Deep in the mountains of my mind there is a sacred place where there is a monument to skill
Journeys as pilgrimages
Early English motorcycle helmet: title of a GP piece that looks like something vaguely Viking from 1200 years ago that's just been excavated, displayed next to the helmet GP made for his trip round Europe with Alan Measles.
If Alan measles had been around in ancient Egypt he would have hung out with Bes.
A walk in Bloomsbury, an encounter with the world: 'the journey has become a tired metaphor of reality television, describing a transformative experience.'
Ritual can become stultified if not kept relevant to its time and context
Shrines - in your pocket, in a corner of your house, or by a roadside, portable.
I can make art with hardly any money and on the kitchen table
A forge for turning old people into young, Russian print 1800
Fallen giant - cf Jerusalem, I wanted to make something that was about England
The Rosetta vase, yellow, covered with incantations (see picture in my earlier post)
Boli or power figure, from Mali, raw potency, pared down, apparently modern
Everything in the BM was contemporary once. The frivolous now, companion to Rosetta. I wanted it to have the look of a mystical diagram whilst the content consisted of banalities and buzzwords of Feb 2011.
Hello kitty hand towel pilgrimage souvenir
We trust maps. I like maps of feelings, beliefs and the irrational, they use our trust of maps to persuade us that there might be some truth in their beauty.
The wheel of life Tibet 1900. A map and self-help chart combined
Map of truths and beliefs. The entire landscape is a graveyard
Pilgrims travel light so the souvenir may be only a badge, a photo or a signature.

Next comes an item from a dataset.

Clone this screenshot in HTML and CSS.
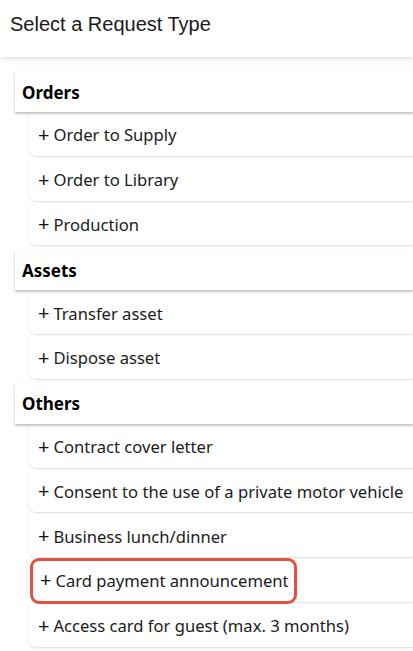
FILE: index.html
```html
<!DOCTYPE html>
<html>
<head>
<meta charset="utf-8">
<link rel="stylesheet" href="styles.css">
</head>
<body>
<div class="topbar">Select a Request Type</div>
<div class="list">
  <div class="group">Orders</div>
  <div class="item"><span class="plus">+</span>Order to Supply</div>
  <div class="item"><span class="plus">+</span>Order to Library</div>
  <div class="item"><span class="plus">+</span>Production</div>
  <div class="group">Assets</div>
  <div class="item"><span class="plus">+</span>Transfer asset</div>
  <div class="item"><span class="plus">+</span>Dispose asset</div>
  <div class="group">Others</div>
  <div class="item"><span class="plus">+</span>Contract cover letter</div>
  <div class="item"><span class="plus">+</span>Consent to the use of a private motor vehicle</div>
  <div class="item"><span class="plus">+</span>Business lunch/dinner</div>
  <div class="item"><span class="hl"><span class="plus">+</span>Card payment announcement</span></div>
  <div class="item"><span class="plus">+</span>Access card for guest (max. 3 months)</div>
</div>
</body>
</html>
```
FILE: styles.css
```css
html, body {
  margin: 0;
  padding: 0;
  background: #fff;
  overflow: hidden;
}
body {
  width: 413px;
  height: 651px;
  font-family: "Noto Sans", "Open Sans", sans-serif;
  color: #111;
}
.topbar {
  height: 57px;
  box-sizing: border-box;
  padding: 13px 0 0 10px;
  font-family: "Liberation Sans", Arial, sans-serif;
  font-size: 20px;
  color: #1a1a1a;
  box-shadow: 0 2px 5px rgba(0, 0, 0, 0.12);
  position: relative;
  z-index: 2;
}
.list {
  padding: 11px 0 0 15px;
}
.group {
  height: 41px;
  margin-top: 3px;
  box-sizing: border-box;
  padding-left: 7px;
  padding-top: 1px;
  display: flex;
  align-items: center;
  font-weight: 700;
  font-size: 17px;
  color: #000;
  box-shadow: 0 2px 2px rgba(0, 0, 0, 0.22), 0 0 3px rgba(0, 0, 0, 0.06);
  position: relative;
}
.item {
  height: 44.75px;
  box-sizing: border-box;
  margin-left: 13px;
  padding-left: 10px;
  padding-top: 2px;
  display: flex;
  align-items: center;
  font-size: 16.6px;
  color: #1b1b1b;
  border-bottom: 1px solid #e4e4e4;
  border-bottom-left-radius: 9px;
  box-shadow: -1px 1px 1px rgba(0, 0, 0, 0.04);
  white-space: nowrap;
}
.plus {
  font-size: 20px;
  line-height: 1;
  margin-right: 4px;
  color: #111;
}
.hl {
  display: flex;
  align-items: center;
  margin-left: -8px;
  padding: 8px 5px 9px 7px;
  border: 3px solid #e05242;
  border-radius: 9px;
}
```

Map based on Bunyan's Pilgrims Progress. 1800.
Confucius
Votive stupas
Our father and mother - pilgrims made of iron
Tate Modern is the cathedral of the cult of modern art.
Relics
The chevalier d'Eon de Beaumont, 1728 - 1810. French diplomat, spy, soldier and Freemason whose first 49 years were spent as a man, and whose last 33 years were spent as a woman. Died in England, buried in St Pancras churchyard.
Journeyman cabinet maker carrying the tools of his trade
Sheela-na-gig. PJ Harvey album of the same name
Do go and see this exhibition, whatever your craft, it's been extended for another month until February 26th.